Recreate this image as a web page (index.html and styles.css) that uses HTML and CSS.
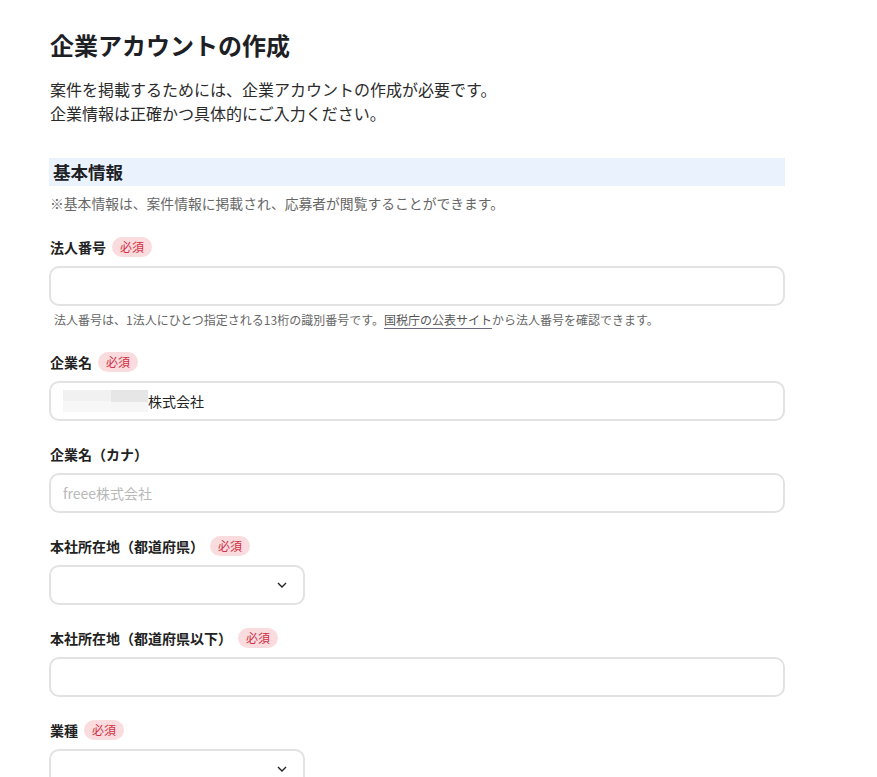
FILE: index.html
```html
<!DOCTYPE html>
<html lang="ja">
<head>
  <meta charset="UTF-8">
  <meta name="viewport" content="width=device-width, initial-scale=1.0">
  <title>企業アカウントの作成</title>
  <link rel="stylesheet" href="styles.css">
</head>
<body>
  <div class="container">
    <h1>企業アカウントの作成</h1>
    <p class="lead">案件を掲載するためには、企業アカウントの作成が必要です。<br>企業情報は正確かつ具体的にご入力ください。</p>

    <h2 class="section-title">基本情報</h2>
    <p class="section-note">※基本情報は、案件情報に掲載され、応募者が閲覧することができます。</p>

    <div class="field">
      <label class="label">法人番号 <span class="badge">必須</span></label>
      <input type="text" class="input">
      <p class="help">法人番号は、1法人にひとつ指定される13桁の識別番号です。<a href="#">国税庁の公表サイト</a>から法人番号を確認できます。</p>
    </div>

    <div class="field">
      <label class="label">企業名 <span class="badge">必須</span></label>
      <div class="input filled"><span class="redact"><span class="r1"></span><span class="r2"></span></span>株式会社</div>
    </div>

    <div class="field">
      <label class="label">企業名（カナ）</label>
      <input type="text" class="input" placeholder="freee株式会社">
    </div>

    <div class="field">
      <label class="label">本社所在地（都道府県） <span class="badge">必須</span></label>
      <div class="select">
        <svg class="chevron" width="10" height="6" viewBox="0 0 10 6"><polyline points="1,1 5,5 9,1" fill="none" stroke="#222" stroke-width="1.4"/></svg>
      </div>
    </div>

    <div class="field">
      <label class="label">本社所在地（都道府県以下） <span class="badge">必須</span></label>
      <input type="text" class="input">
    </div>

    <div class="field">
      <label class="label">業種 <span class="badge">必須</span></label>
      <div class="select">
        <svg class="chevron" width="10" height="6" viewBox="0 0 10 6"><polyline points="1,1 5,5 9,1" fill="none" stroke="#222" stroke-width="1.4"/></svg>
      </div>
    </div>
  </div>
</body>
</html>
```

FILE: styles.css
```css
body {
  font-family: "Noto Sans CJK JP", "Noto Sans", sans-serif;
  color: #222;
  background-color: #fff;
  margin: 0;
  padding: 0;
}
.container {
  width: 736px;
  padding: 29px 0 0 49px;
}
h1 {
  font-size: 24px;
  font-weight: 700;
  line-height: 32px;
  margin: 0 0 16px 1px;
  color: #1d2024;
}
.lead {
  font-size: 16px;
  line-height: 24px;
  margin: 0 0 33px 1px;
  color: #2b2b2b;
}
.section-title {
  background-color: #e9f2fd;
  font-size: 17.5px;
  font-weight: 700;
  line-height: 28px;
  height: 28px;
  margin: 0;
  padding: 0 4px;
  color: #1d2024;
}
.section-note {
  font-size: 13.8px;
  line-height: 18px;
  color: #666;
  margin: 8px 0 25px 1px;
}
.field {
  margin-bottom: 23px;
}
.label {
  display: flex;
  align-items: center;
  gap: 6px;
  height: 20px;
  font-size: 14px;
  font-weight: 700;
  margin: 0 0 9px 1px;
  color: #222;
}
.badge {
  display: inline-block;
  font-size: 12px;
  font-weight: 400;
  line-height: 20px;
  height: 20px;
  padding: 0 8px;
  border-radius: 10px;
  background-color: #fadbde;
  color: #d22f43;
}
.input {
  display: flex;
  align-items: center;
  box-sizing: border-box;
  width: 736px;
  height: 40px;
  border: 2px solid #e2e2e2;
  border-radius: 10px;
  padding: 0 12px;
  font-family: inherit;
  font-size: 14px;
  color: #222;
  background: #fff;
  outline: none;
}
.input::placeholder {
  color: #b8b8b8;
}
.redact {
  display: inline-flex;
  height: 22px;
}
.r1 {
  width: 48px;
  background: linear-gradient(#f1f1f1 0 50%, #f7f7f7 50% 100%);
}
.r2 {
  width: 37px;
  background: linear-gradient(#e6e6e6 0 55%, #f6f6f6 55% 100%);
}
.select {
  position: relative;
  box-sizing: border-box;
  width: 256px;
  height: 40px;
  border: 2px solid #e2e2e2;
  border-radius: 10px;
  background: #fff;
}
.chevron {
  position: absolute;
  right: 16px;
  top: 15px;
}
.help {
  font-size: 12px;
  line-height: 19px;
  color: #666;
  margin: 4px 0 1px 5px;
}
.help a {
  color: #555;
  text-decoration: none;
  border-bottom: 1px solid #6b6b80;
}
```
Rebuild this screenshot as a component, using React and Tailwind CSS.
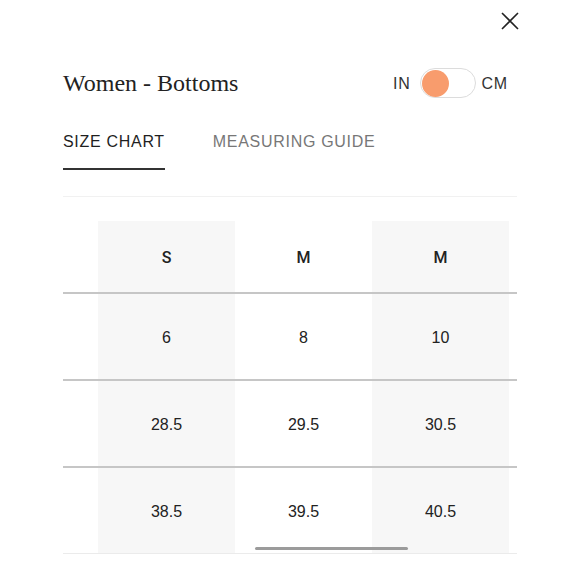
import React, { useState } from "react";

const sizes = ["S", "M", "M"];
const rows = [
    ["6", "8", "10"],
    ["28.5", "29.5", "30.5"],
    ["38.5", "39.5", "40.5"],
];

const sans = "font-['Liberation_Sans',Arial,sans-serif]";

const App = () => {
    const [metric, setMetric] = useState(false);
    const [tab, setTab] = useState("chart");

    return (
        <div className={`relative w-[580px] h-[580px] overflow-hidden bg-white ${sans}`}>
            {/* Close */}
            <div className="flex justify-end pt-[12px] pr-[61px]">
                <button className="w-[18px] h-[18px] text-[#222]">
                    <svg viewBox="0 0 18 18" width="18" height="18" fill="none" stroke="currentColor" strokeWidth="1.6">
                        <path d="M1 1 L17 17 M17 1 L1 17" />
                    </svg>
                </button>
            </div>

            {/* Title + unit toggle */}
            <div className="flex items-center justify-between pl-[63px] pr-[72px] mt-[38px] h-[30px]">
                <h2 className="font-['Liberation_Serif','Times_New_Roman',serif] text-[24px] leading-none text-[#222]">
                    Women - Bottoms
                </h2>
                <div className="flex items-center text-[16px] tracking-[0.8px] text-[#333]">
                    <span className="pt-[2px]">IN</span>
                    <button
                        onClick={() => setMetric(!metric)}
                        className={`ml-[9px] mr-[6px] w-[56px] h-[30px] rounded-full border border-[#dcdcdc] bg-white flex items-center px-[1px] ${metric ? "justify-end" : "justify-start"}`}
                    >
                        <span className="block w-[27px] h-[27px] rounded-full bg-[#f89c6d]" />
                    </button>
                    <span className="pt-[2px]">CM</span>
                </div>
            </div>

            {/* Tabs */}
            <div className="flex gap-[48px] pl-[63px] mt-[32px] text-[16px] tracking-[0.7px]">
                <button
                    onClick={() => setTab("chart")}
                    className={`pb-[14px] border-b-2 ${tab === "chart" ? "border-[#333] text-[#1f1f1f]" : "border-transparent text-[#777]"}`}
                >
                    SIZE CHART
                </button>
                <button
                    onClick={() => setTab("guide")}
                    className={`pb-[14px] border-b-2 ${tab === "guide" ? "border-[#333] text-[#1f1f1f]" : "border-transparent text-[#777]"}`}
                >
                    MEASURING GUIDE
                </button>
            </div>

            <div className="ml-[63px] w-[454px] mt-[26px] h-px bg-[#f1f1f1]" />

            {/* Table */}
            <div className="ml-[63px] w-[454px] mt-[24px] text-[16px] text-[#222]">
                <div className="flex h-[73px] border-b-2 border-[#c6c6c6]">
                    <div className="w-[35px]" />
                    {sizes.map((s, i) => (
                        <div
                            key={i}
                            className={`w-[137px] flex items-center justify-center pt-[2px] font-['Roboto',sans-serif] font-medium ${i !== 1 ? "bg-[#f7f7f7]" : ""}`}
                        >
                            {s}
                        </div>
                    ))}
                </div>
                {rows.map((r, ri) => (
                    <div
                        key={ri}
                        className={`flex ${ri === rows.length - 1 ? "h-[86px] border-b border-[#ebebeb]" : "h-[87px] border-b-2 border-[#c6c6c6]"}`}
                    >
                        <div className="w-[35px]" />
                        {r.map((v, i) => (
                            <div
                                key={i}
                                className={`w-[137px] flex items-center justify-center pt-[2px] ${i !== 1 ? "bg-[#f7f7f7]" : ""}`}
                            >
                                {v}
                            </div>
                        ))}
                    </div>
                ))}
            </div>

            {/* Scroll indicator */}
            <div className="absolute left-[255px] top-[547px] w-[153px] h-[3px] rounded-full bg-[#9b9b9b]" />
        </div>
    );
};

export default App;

-- -- --

:: Brief ::
How many of these lines contain "index"? Write only the number.

:: Exercise output ::
2